Teachers have a weekly planning meeting, to skill-up those who are new to the Maths, and to ensure teaching is consistent and high-quality.

How do we support the transition from GCSE to A level?

It is not true that all our students, even though we are a specialist Maths school, are ready for A level. They might lack study skills (see above), might think of maths as a subject where they can easily find “the right answer”, or might have some subject-gaps.

We start with a topic that is new and impressive, but that also will enable the basics (algebraic manipulation) to be covered. Complex numbers works well – requiring expanding brackets, collecting like terms, while also being something that none of the students will have seen before. Recapping completing the square pales in comparison.

Students find mechanics particularly hard. This is due to a difficulty separating intuition about forces from the formal modelling. For example, reaction force is equal and opposite to the weight of an object lying on the floor, but this is nothing to do with Newton’s Third Law of Motion.

Early interventions are key

Lesson Observation: Yr13 Mechanics

Essential Question: “When I push a block, will it slide or topple?”

30 minutes of teacher-led exploration of the question. 20 minutes of applying the broad techniques to unfamiliar contexts. The students could have been given the question and nothing else. However, in this lesson the content had to be covered quickly, so more teacher-leading was necessary. Dan guided us through, with constant questioning and time to reflect, talk to each other, and predict. Pacy but still involving students and ensuring we all thought deeply.

Repeated links to intuition and the physical example (we all had blocks to play with). “What do you think it might depend on?” , “Intuitvely, should it depend on mu?”, “Translate this into english please”, “I feel that…”, “Think about the point when it is just starting to happen”. Conscious effort to hone and improve intuition.

The most difficult part about the lesson was the logical structure.

If I assume that the block slides, then…

If I assume that the block topples, then..

Teacher quickly assesses work on whiteboards. Nothing really written down formally, no huge emphasis on taking good notes. Focus is on the group collectively thinking deeply together.
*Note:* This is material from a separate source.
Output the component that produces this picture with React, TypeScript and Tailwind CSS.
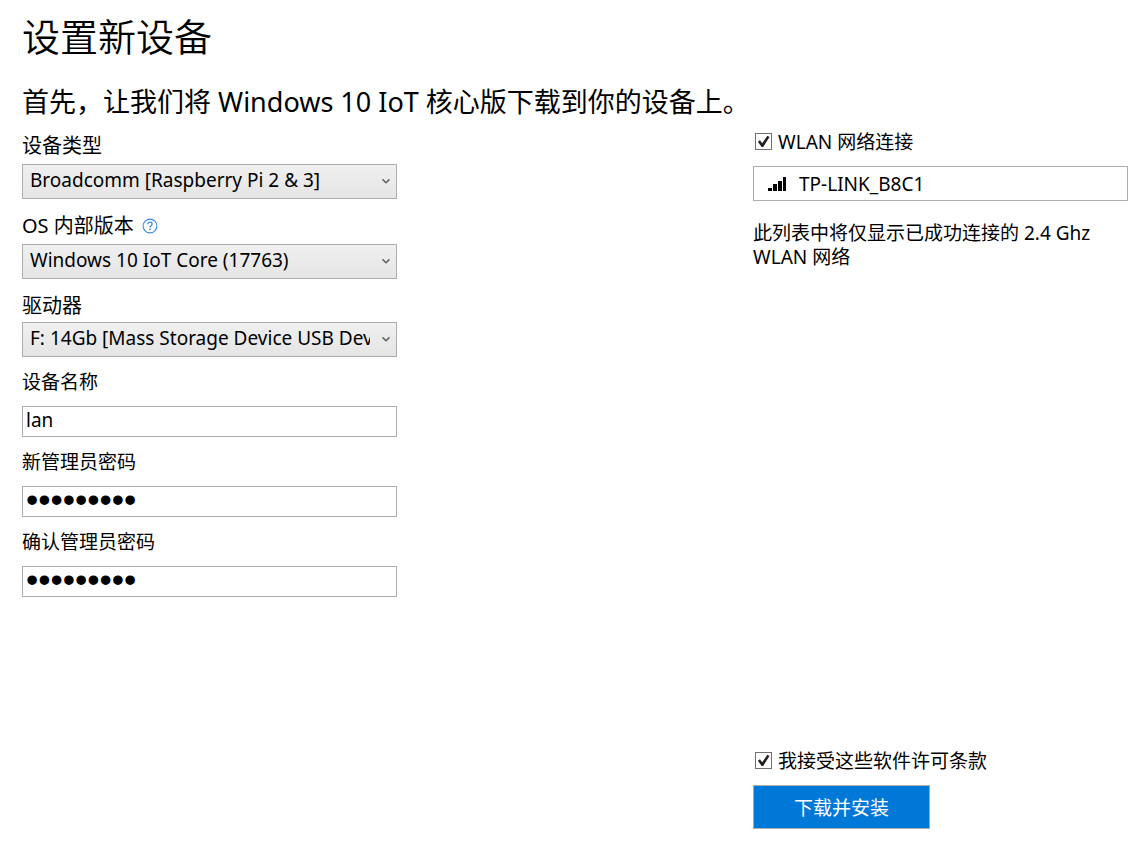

Counterintuitively, whether the object will slide or topple is not dependent on height of block or mass of block.

Lesson Observation: Yr12 Matrices.

Lesson focus: to use matrices to solve simultaneous equations.

Excellently clear link between prior knowledge and new method. Students unconvinced for the need for matrices to solve equations that they already have a method for. A possible opportunity for technology here: matrices can solve simultaneous equations in three variables, and an app can split out the inverse (useful if you don’t know how to invert big matrices yet).

Teacher completes problems on board while students complete on A3 “mini”-whiteboards. Deliberately supportive culture for a class that finds maths hard.

Usefully uncovered misconceptions – you can divide by a matrix, and matrices commute.

Thank you so much to Dan and Kings Maths School for hosting our visit! We are excited to think how to use some of the exciting things we saw here next year at Six21.